The £40k to £50k bracket is the “sweet spot” for the UK’s most popular electric cars. Previously, buyers of these models had to choose between a basic entry-level spec or paying the luxury tax. Now, they can opt for a better range and more features without the penalty.

Models that now fall safely under the new limit include:

Tesla Model Y: High-spec Long Range versions that previously sat just over £40k.

Hyundai IONIQ 5 & Kia EV6: Mid-to-high-tier trims with larger batteries.

Volkswagen ID.4 & ID.5: Almost the entire range is now “surcharge-free.”

Volvo EX30 & EX40: Premium compact SUVs that are popular with families.

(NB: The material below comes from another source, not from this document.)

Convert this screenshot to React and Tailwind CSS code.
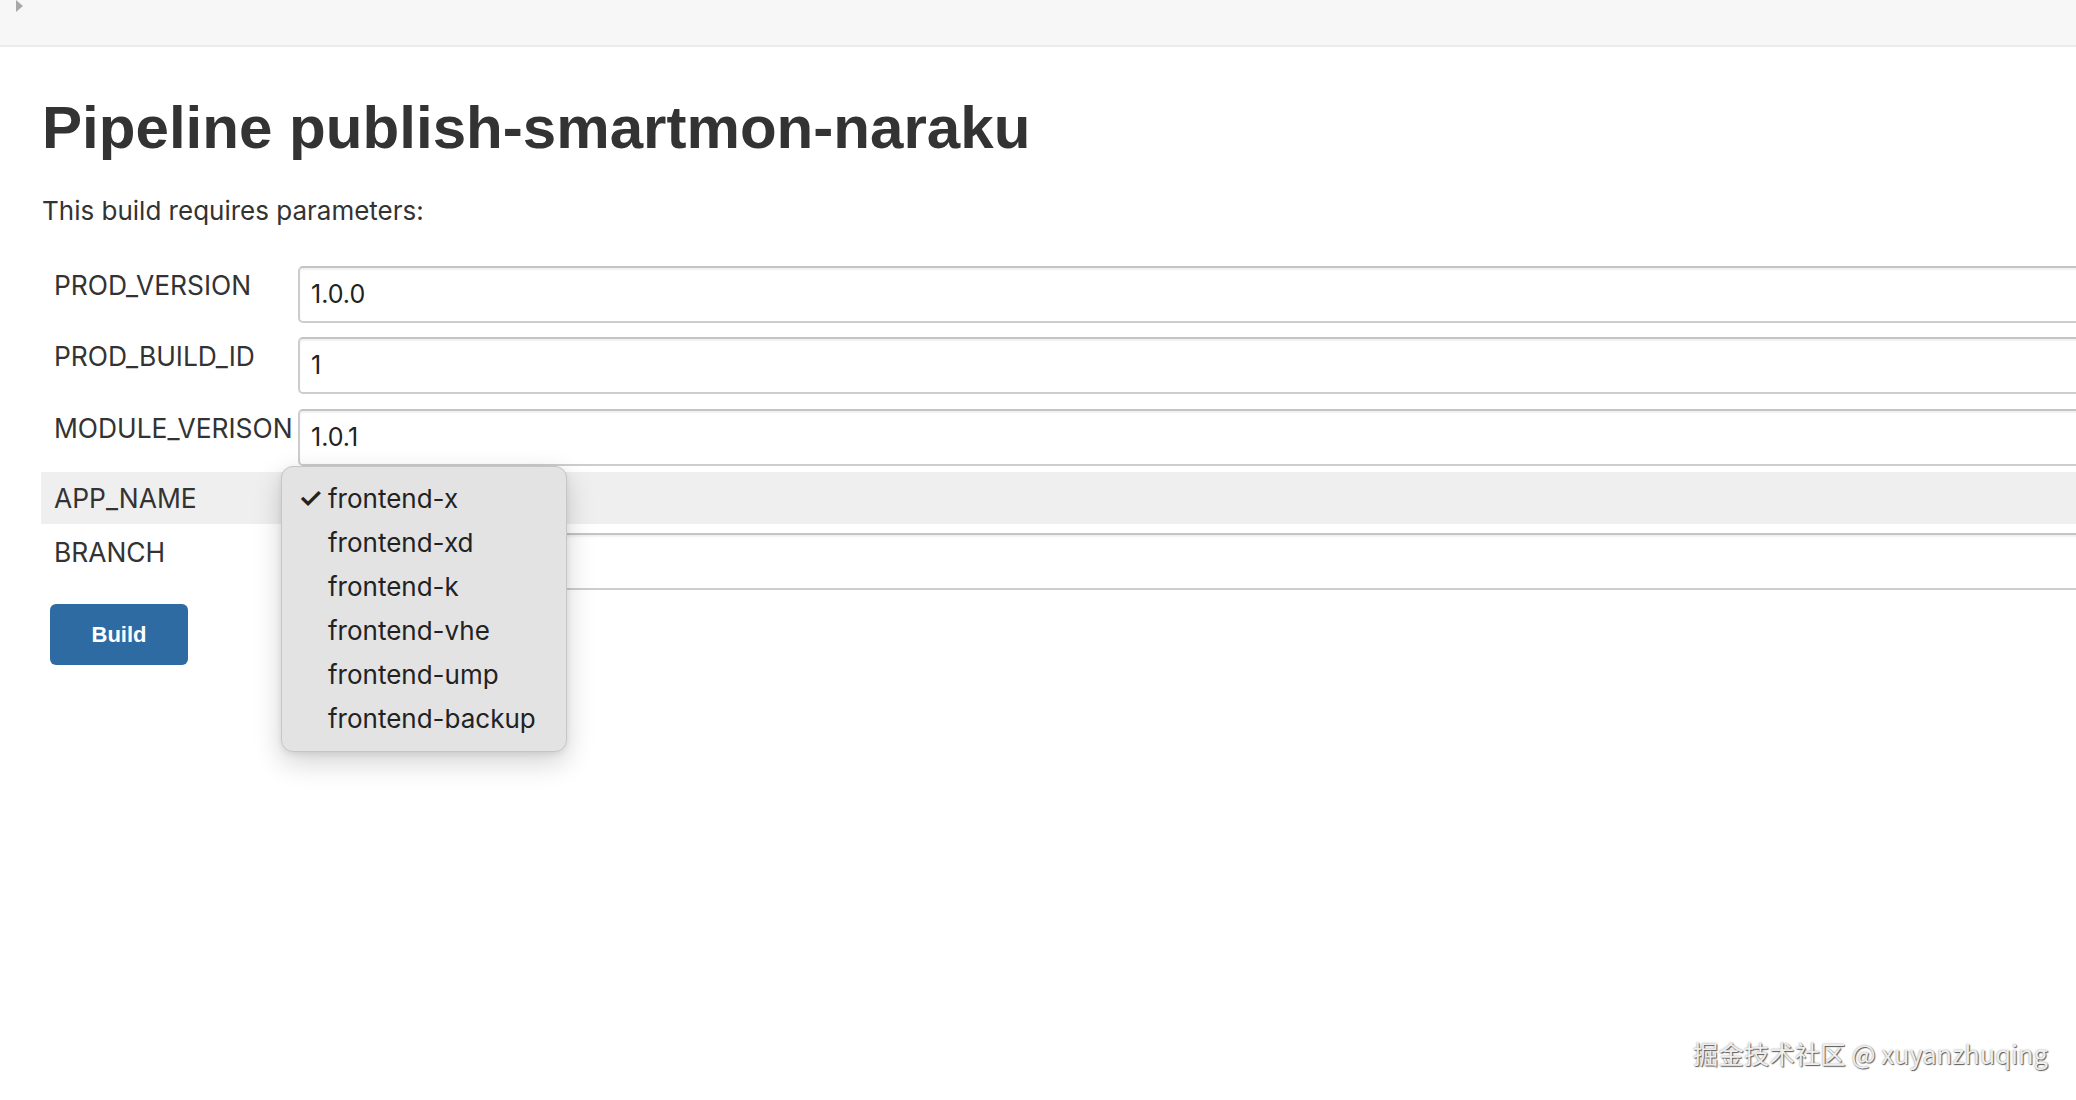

A “Petrol vs. Electric” Divide

It is important to note that this “lifeline” is not being extended to petrol, diesel, or hybrid drivers. If you buy a combustion engine car or a plug-in hybrid priced at £40,001 tomorrow, you will still be hit with the extra £440 annual charge.

This move creates a massive price gap in the middle market. A £45,000 petrol SUV will cost thousands more to tax over five years than a £45,000 electric equivalent, further pushing the UK’s transition toward a 2035 zero-emission goal.

The Bottom Line

If you’ve been eyeing an electric SUV but were worried about the extra tax, the landscape changes in your favour at midnight. As manufacturers continue to battle high production costs, this £10,000 “buffer” ensures that “going green” doesn’t have to mean “paying extra for luxury status” that most family cars simply don’t have.